Coming out is often be a nervous and fearful experience – what does it feel like to that in immigration detention? Umar (not his real name) had to do that to protect his life. We are grateful to Umar who said he wanted share his story in order to raise awareness about the plight of LGBTI asylum-seekers and refugees and made this story publicly available, though was anxious to conceal his identity.  
Umar* (not his real name) first came out in a detention centre, to an immigration officer. ‘He wore a suit and had a badge. I didn’t like that I had to speak to him about my sexuality. I felt scared because I didn’t know if what I said would be kept a secret. But I had no choice, I had to tell him. I was very nervous as this was the first time I had told anyone that I was gay.’
Umar had no choice but to disclose his sexuality to the officer because he was in detention, and he was being questioned about his asylum claim.
Umar has sought refuge in the UK because he would face persecution in Pakistan, where homosexuality is illegal. Section 377 of the Penal Code, originally enacted by the British colonial government in the 1860s, criminalises ‘carnal intercourse against the order of nature’, punishable by life in prison. The social stigma attached to homosexuality is such that gay men and women suffer emotional, physical and sexual violence. Most homophobic violence goes unreported, for fear of reprisals, but reports of blackmail, gang violence, and honour killings are prevalent. The state authorities, instead of providing protection, are often complicit in this persecution.
Growing up in Pakistan, Umar had internalised much of this homophobia, and it was only in the UK that he came to realise that he was gay. Umar is from a strict Muslim family who never spoke about sex or sexuality, so realising that he is gay has left Umar in serious emotional turmoil. ‘This is something that I really struggle with because of my background. It made me feel less of a man, I felt ashamed.’
So when Umar was locked-up in a detention centre and questioned about his asylum claim, the struggle of coming out for the first time was compounded by confusion, shame and deep fear. He feared that others in the detention centre would find out. ‘There were Pakistanis, Bengalis and Indians. I was really scared that they would find out…it would spread like forest fire…they would hate me. I feared that they would hurt me.’
To stay under the radar, Umar avoided speaking to the other detainees, answering questions monosyllabically. Cooped up in this administrative cage, Umar’s mental health deteriorated quickly; his depression worsened and he struggled to sleep.  ‘There was no one in detention I could talk to. Being in detention damaged me badly.’
But Umar knew he needed to tell the truth about his sexuality to the immigration officer, to explain why he could not return to his home country. ‘I fear that I would be attacked or killed in Pakistan if I were found out to be gay’.

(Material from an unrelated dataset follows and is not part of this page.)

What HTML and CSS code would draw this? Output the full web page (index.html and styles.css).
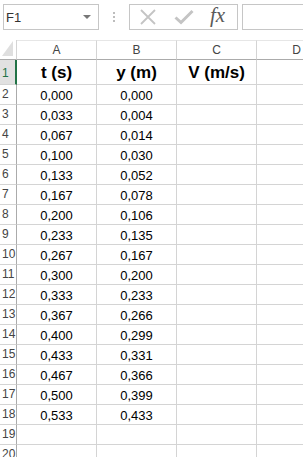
FILE: index.html
```html
<!DOCTYPE html>
<html>
<head>
<meta charset="utf-8">
<link rel="stylesheet" href="styles.css">
</head>
<body>
<div class="toolbar">
  <div class="namebox">
    <span class="ref">F1</span>
    <span class="caret"></span>
  </div>
  <div class="grip"><i></i><i></i><i></i></div>
  <div class="buttons">
    <svg class="ico" width="18" height="16" viewBox="0 0 18 16"><path d="M2 1 L16 15 M16 1 L2 15" stroke="#c4c4c4" stroke-width="1.8" fill="none"/></svg>
    <svg class="ico check" width="20" height="16" viewBox="0 0 20 16"><path d="M1.5 8.5 L7 13.5 L18.5 2" stroke="#c4c4c4" stroke-width="3" fill="none"/></svg>
    <span class="fx">fx</span>
  </div>
  <div class="input"></div>
</div>
<div class="sheet">
<div class="grid">
  <div class="corner"><span class="tri"></span></div>
  <div class="ch">A</div><div class="ch">B</div><div class="ch">C</div><div class="ch">D</div>

  <div class="rh sel">1</div><div class="c h">t (s)</div><div class="c h">y (m)</div><div class="c h">V (m/s)</div><div class="c"></div>
  <div class="rh">2</div><div class="c">0,000</div><div class="c">0,000</div><div class="c"></div><div class="c"></div>
  <div class="rh">3</div><div class="c">0,033</div><div class="c">0,004</div><div class="c"></div><div class="c"></div>
  <div class="rh">4</div><div class="c">0,067</div><div class="c">0,014</div><div class="c"></div><div class="c"></div>
  <div class="rh">5</div><div class="c">0,100</div><div class="c">0,030</div><div class="c"></div><div class="c"></div>
  <div class="rh">6</div><div class="c">0,133</div><div class="c">0,052</div><div class="c"></div><div class="c"></div>
  <div class="rh">7</div><div class="c">0,167</div><div class="c">0,078</div><div class="c"></div><div class="c"></div>
  <div class="rh">8</div><div class="c">0,200</div><div class="c">0,106</div><div class="c"></div><div class="c"></div>
  <div class="rh">9</div><div class="c">0,233</div><div class="c">0,135</div><div class="c"></div><div class="c"></div>
  <div class="rh">10</div><div class="c">0,267</div><div class="c">0,167</div><div class="c"></div><div class="c"></div>
  <div class="rh">11</div><div class="c">0,300</div><div class="c">0,200</div><div class="c"></div><div class="c"></div>
  <div class="rh">12</div><div class="c">0,333</div><div class="c">0,233</div><div class="c"></div><div class="c"></div>
  <div class="rh">13</div><div class="c">0,367</div><div class="c">0,266</div><div class="c"></div><div class="c"></div>
  <div class="rh">14</div><div class="c">0,400</div><div class="c">0,299</div><div class="c"></div><div class="c"></div>
  <div class="rh">15</div><div class="c">0,433</div><div class="c">0,331</div><div class="c"></div><div class="c"></div>
  <div class="rh">16</div><div class="c">0,467</div><div class="c">0,366</div><div class="c"></div><div class="c"></div>
  <div class="rh">17</div><div class="c">0,500</div><div class="c">0,399</div><div class="c"></div><div class="c"></div>
  <div class="rh">18</div><div class="c">0,533</div><div class="c">0,433</div><div class="c"></div><div class="c"></div>
  <div class="rh">19</div><div class="c"></div><div class="c"></div><div class="c"></div><div class="c"></div>
  <div class="rh">20</div><div class="c"></div><div class="c"></div><div class="c"></div><div class="c"></div>
</div>
</div>
</body>
</html>
```
FILE: styles.css
```css
html, body {
  margin: 0;
  padding: 0;
  background: #fff;
  overflow: hidden;
  width: 303px;
  height: 457px;
}
body {
  font-family: "Liberation Sans", Arial, sans-serif;
  color: #000;
}
.toolbar {
  height: 40px;
  display: flex;
  align-items: flex-start;
  padding-top: 4px;
  box-sizing: border-box;
  overflow: hidden;
}
.namebox {
  margin-left: 3px;
  width: 96px;
  height: 26px;
  box-sizing: border-box;
  border: 1px solid #c6c6c6;
  display: flex;
  align-items: center;
  justify-content: space-between;
  padding: 0 7px 0 2px;
  flex: none;
}
.ref {
  font-size: 13px;
  color: #333;
}
.caret {
  width: 0;
  height: 0;
  border-left: 4px solid transparent;
  border-right: 4px solid transparent;
  border-top: 4px solid #777;
}
.grip {
  width: 2px;
  margin-left: 14px;
  margin-top: 8px;
  display: flex;
  flex-direction: column;
  gap: 2px;
  flex: none;
}
.grip i {
  display: block;
  width: 2px;
  height: 2px;
  background: #bdbdbd;
}
.buttons {
  margin-left: 14px;
  width: 109px;
  height: 26px;
  box-sizing: border-box;
  border: 1px solid #c6c6c6;
  display: flex;
  align-items: center;
  padding-left: 9px;
  flex: none;
}
.ico { display: block; }
.check { margin-left: 17px; }
.fx {
  margin-left: 16px;
  font-family: "Liberation Serif", "Times New Roman", serif;
  font-style: italic;
  font-size: 21px;
  color: #5a5a5a;
  line-height: 1;
  margin-top: -3px;
}
.input {
  margin-left: 4px;
  flex: 1;
  height: 26px;
  box-sizing: border-box;
  border: 1px solid #c6c6c6;
  border-right: none;
}
.sheet {
  width: 303px;
  height: 417px;
  overflow: hidden;
}
.grid {
  display: grid;
  width: 337px;
  grid-template-columns: 17px 80px 80px 80px 80px;
  grid-template-rows: 20px 25px repeat(19, 20px);
}
.grid > div {
  box-sizing: border-box;
  border-right: 1px solid #d4d4d4;
  border-bottom: 1px solid #d4d4d4;
}
.corner {
  position: relative;
  border-bottom-color: #ababab !important;
}
.tri {
  position: absolute;
  right: 3px;
  bottom: 3px;
  width: 0;
  height: 0;
  border-left: 11px solid transparent;
  border-bottom: 15px solid #dfdfdf;
}
.grid > .ch {
  border-top: 1px solid #e6e6e6;
  border-bottom-color: #ababab;
  font-size: 12px;
  color: #444;
  text-align: center;
  line-height: 19px;
}
.grid > .rh {
  border-right-color: #ababab;
  font-size: 12px;
  color: #444;
  padding-left: 2px;
  line-height: 21px;
  display: flex;
  align-items: center;
}
.grid > .rh.sel {
  background: #e1e1e1;
  color: #217346;
  border-right: 2px solid #217346;
  padding-top: 2px;
}
.c {
  font-size: 13px;
  text-align: center;
  line-height: 21px;
}
.c.h {
  font-weight: bold;
  font-size: 17px;
  line-height: 26px;
}
```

Nor, Umar told us, would his family protect him. ‘They would always put religion before me; they would not accept me as a gay man.’ Umar’s parents, who could not afford to bring him up, had entrusted him to his grandparents, who looked after him lovingly. But when his grandparents died, he was taken to live with his uncles. ‘They were not kind to me at all. They were controlling, critical, and prone to violence.’ On one occasion, as a child, Umar was beaten badly by his uncle in the street in front of a crowd for a minor mistake with his shopping. ‘No one helped me, people do not get involved. I know that if my family or community harmed me because I am gay, I would have nowhere to turn.’
Umar has been released from detention, and was granted asylum in September 2017. Though he is now free from detention, he feels compelled to fight the injustice he suffered for the benefit of others. He has brought a challenge in the High Court, arguing that the Government policy and practice with regards to the detention of LGBTI asylum-seekers is unlawful, in violation fundamental human rights. ‘I do not want any refugee, especially a LGBTI refugee, to go through this. Being in detention I was always scared, it was a prison also for my brain and my heart.’
(Unlocking Detention is also grateful to Duncan Lewis Solicitor’s Public Law team for connecting us to Umar.)